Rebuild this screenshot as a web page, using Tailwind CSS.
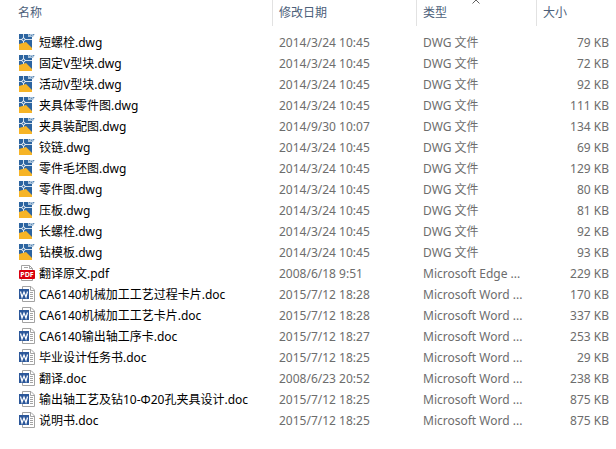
<!DOCTYPE html>
<html lang="zh-CN">
<head>
    <meta charset="UTF-8">
    <meta name="viewport" content="width=device-width, initial-scale=1.0">
    <title>文件列表</title>
    <script src="https://cdn.jsdelivr.net/npm/@tailwindcss/browser@4"></script>
</head>
<body class="bg-white font-['Noto_Sans','Noto_Sans_CJK_SC',sans-serif] text-xs">
    <svg class="hidden">
        <symbol id="icon-dwg" viewBox="0 0 16 16">
            <path d="M0 0h9v3h4v13H0z" fill="#2c64a0"/>
            <path d="M0 10l7-2 6 6v2H0z" fill="#f6b426"/>
            <path d="M9 0h7l-2 3H9z" fill="#a9c2da"/>
            <path d="M10 .5h1M12 1.500h1M14 .5h1" fill="none" stroke="#5d8ab5"/>
            <path d="M4.500 0v4M4.500 7v2M0 5.500h3M6 5.500h7" stroke="#d3e0ec" fill="none"/>
            <circle cx="4.500" cy="5.500" r="1.500" fill="#2c64a0" stroke="#fff"/>
        </symbol>
        <symbol id="icon-pdf" viewBox="0 0 16 16">
            <path d="M2.500 5V.5h8l3 3V15.500h-11z" fill="#fff" stroke="#a3a3a3"/>
            <path d="M10.500.5v3h3M5 2.500h4" fill="none" stroke="#a3a3a3"/>
            <rect y="5" width="16" height="9" rx="1" fill="#d9000f"/>
            <text x="8" y="12" text-anchor="middle" font-family="Open Sans, sans-serif" font-size="7" font-weight="700" fill="#fff">PDF</text>
        </symbol>
        <symbol id="icon-doc" viewBox="0 0 16 16">
            <path d="M3.500 15.500V.5h8.500l3.500 3.500v11.500z" fill="#fff" stroke="#a3a3a3"/>
            <path d="M11.500.5v4h4" fill="none" stroke="#a3a3a3"/>
            <path d="M11 6.500h3M11 8.500h3M11 10.500h3M11 12.500h3" stroke="#a3a3a3"/>
            <path d="M0 3h10v10H0z" fill="#2b579a"/>
            <path d="M1.500 5.500l1.500 5.500 2-5 2 5 1.500-5.500" fill="none" stroke="#fff" stroke-width="1.200"/>
        </symbol>
    </svg>

    <table class="w-full table-fixed border-collapse text-left whitespace-nowrap">
        <colgroup>
            <col>
            <col class="w-36">
            <col class="w-30">
            <col class="w-20">
        </colgroup>
        <thead class="text-[#4c607a]">
            <tr>
                <th class="p-0 pb-1.5 font-normal"><div class="h-6.5 pl-4.5 leading-6.5">名称</div></th>
                <th class="p-0 pb-1.5 font-normal"><div class="h-6.5 border-l border-[#e2e2e2] pl-1.5 leading-6.5">修改日期</div></th>
                <th class="relative p-0 pb-1.5 font-normal" aria-sort="ascending">
                    <div class="h-6.5 border-l border-[#e2e2e2] pl-1.5 leading-6.5">类型</div>
                    <svg class="absolute top-0 left-1/2 h-1 w-2 -translate-x-1/2" viewBox="0 0 8 4"><path d="M.5 3.500L4 0l3.500 3.500" fill="none" stroke="#606060"/></svg>
                </th>
                <th class="p-0 pb-1.5 font-normal"><div class="h-6.5 border-l border-[#e2e2e2] pl-1.5 leading-6.5">大小</div></th>
            </tr>
        </thead>
        <tbody id="files" class="text-[#6d6d6d]"></tbody>
    </table>

    <script>
        const types = { dwg: 'DWG 文件', pdf: 'Microsoft Edge ...', doc: 'Microsoft Word ...' };
        const files = [
            ['短螺栓.dwg', '2014/3/24 10:45', 79],
            ['固定V型块.dwg', '2014/3/24 10:45', 72],
            ['活动V型块.dwg', '2014/3/24 10:45', 92],
            ['夹具体零件图.dwg', '2014/3/24 10:45', 111],
            ['夹具装配图.dwg', '2014/9/30 10:07', 134],
            ['铰链.dwg', '2014/3/24 10:45', 69],
            ['零件毛坯图.dwg', '2014/3/24 10:45', 129],
            ['零件图.dwg', '2014/3/24 10:45', 80],
            ['压板.dwg', '2014/3/24 10:45', 81],
            ['长螺栓.dwg', '2014/3/24 10:45', 92],
            ['钻模板.dwg', '2014/3/24 10:45', 93],
            ['翻译原文.pdf', '2008/6/18 9:51', 229],
            ['CA6140机械加工工艺过程卡片.doc', '2015/7/12 18:28', 170],
            ['CA6140机械加工工艺卡片.doc', '2015/7/12 18:28', 337],
            ['CA6140输出轴工序卡.doc', '2015/7/12 18:27', 253],
            ['毕业设计任务书.doc', '2015/7/12 18:25', 29],
            ['翻译.doc', '2008/6/23 20:52', 238],
            ['输出轴工艺及钻10-Φ20孔夹具设计.doc', '2015/7/12 18:25', 875],
            ['说明书.doc', '2015/7/12 18:25', 875],
        ];

        document.getElementById('files').innerHTML = files.map(([name, date, size]) => {
            const ext = name.split('.').pop();
            return `
                <tr class="leading-[21px]">
                    <td class="p-0 pl-[19px] text-black">
                        <div class="flex items-start gap-1">
                            <svg class="mt-0.5 size-4 shrink-0"><use href="#icon-${ext}"/></svg>
                            <span>${name}</span>
                        </div>
                    </td>
                    <td class="p-0 pl-[7px]">${date}</td>
                    <td class="p-0 pl-[7px]">${types[ext]}</td>
                    <td class="p-0 pr-[7px] text-right">${size} KB</td>
                </tr>`;
        }).join('');
    </script>
</body>
</html>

__________

* **Goal**
Using the material above, return every line exactly as it appears, minus the pictures.

* **The result**
Rebuild this screenshot as a web page, using Tailwind CSS.
<!DOCTYPE html>
<html lang="zh-CN">
<head>
    <meta charset="UTF-8">
    <meta name="viewport" content="width=device-width, initial-scale=1.0">
    <title>文件列表</title>
    <script src="https://cdn.jsdelivr.net/npm/@tailwindcss/browser@4"></script>
</head>
<body class="bg-white font-['Noto_Sans','Noto_Sans_CJK_SC',sans-serif] text-xs">
    <svg class="hidden">
        <symbol id="icon-dwg" viewBox="0 0 16 16">
            <path d="M0 0h9v3h4v13H0z" fill="#2c64a0"/>
            <path d="M0 10l7-2 6 6v2H0z" fill="#f6b426"/>
            <path d="M9 0h7l-2 3H9z" fill="#a9c2da"/>
            <path d="M10 .5h1M12 1.500h1M14 .5h1" fill="none" stroke="#5d8ab5"/>
            <path d="M4.500 0v4M4.500 7v2M0 5.500h3M6 5.500h7" stroke="#d3e0ec" fill="none"/>
            <circle cx="4.500" cy="5.500" r="1.500" fill="#2c64a0" stroke="#fff"/>
        </symbol>
        <symbol id="icon-pdf" viewBox="0 0 16 16">
            <path d="M2.500 5V.5h8l3 3V15.500h-11z" fill="#fff" stroke="#a3a3a3"/>
            <path d="M10.500.5v3h3M5 2.500h4" fill="none" stroke="#a3a3a3"/>
            <rect y="5" width="16" height="9" rx="1" fill="#d9000f"/>
            <text x="8" y="12" text-anchor="middle" font-family="Open Sans, sans-serif" font-size="7" font-weight="700" fill="#fff">PDF</text>
        </symbol>
        <symbol id="icon-doc" viewBox="0 0 16 16">
            <path d="M3.500 15.500V.5h8.500l3.500 3.500v11.500z" fill="#fff" stroke="#a3a3a3"/>
            <path d="M11.500.5v4h4" fill="none" stroke="#a3a3a3"/>
            <path d="M11 6.500h3M11 8.500h3M11 10.500h3M11 12.500h3" stroke="#a3a3a3"/>
            <path d="M0 3h10v10H0z" fill="#2b579a"/>
            <path d="M1.500 5.500l1.500 5.500 2-5 2 5 1.500-5.500" fill="none" stroke="#fff" stroke-width="1.200"/>
        </symbol>
    </svg>

    <table class="w-full table-fixed border-collapse text-left whitespace-nowrap">
        <colgroup>
            <col>
            <col class="w-36">
            <col class="w-30">
            <col class="w-20">
        </colgroup>
        <thead class="text-[#4c607a]">
            <tr>
                <th class="p-0 pb-1.5 font-normal"><div class="h-6.5 pl-4.5 leading-6.5">名称</div></th>
                <th class="p-0 pb-1.5 font-normal"><div class="h-6.5 border-l border-[#e2e2e2] pl-1.5 leading-6.5">修改日期</div></th>
                <th class="relative p-0 pb-1.5 font-normal" aria-sort="ascending">
                    <div class="h-6.5 border-l border-[#e2e2e2] pl-1.5 leading-6.5">类型</div>
                    <svg class="absolute top-0 left-1/2 h-1 w-2 -translate-x-1/2" viewBox="0 0 8 4"><path d="M.5 3.500L4 0l3.500 3.500" fill="none" stroke="#606060"/></svg>
                </th>
                <th class="p-0 pb-1.5 font-normal"><div class="h-6.5 border-l border-[#e2e2e2] pl-1.5 leading-6.5">大小</div></th>
            </tr>
        </thead>
        <tbody id="files" class="text-[#6d6d6d]"></tbody>
    </table>

    <script>
        const types = { dwg: 'DWG 文件', pdf: 'Microsoft Edge ...', doc: 'Microsoft Word ...' };
        const files = [
            ['短螺栓.dwg', '2014/3/24 10:45', 79],
            ['固定V型块.dwg', '2014/3/24 10:45', 72],
            ['活动V型块.dwg', '2014/3/24 10:45', 92],
            ['夹具体零件图.dwg', '2014/3/24 10:45', 111],
            ['夹具装配图.dwg', '2014/9/30 10:07', 134],
            ['铰链.dwg', '2014/3/24 10:45', 69],
            ['零件毛坯图.dwg', '2014/3/24 10:45', 129],
            ['零件图.dwg', '2014/3/24 10:45', 80],
            ['压板.dwg', '2014/3/24 10:45', 81],
            ['长螺栓.dwg', '2014/3/24 10:45', 92],
            ['钻模板.dwg', '2014/3/24 10:45', 93],
            ['翻译原文.pdf', '2008/6/18 9:51', 229],
            ['CA6140机械加工工艺过程卡片.doc', '2015/7/12 18:28', 170],
            ['CA6140机械加工工艺卡片.doc', '2015/7/12 18:28', 337],
            ['CA6140输出轴工序卡.doc', '2015/7/12 18:27', 253],
            ['毕业设计任务书.doc', '2015/7/12 18:25', 29],
            ['翻译.doc', '2008/6/23 20:52', 238],
            ['输出轴工艺及钻10-Φ20孔夹具设计.doc', '2015/7/12 18:25', 875],
            ['说明书.doc', '2015/7/12 18:25', 875],
        ];

        document.getElementById('files').innerHTML = files.map(([name, date, size]) => {
            const ext = name.split('.').pop();
            return `
                <tr class="leading-[21px]">
                    <td class="p-0 pl-[19px] text-black">
                        <div class="flex items-start gap-1">
                            <svg class="mt-0.5 size-4 shrink-0"><use href="#icon-${ext}"/></svg>
                            <span>${name}</span>
                        </div>
                    </td>
                    <td class="p-0 pl-[7px]">${date}</td>
                    <td class="p-0 pl-[7px]">${types[ext]}</td>
                    <td class="p-0 pr-[7px] text-right">${size} KB</td>
                </tr>`;
        }).join('');
    </script>
</body>
</html>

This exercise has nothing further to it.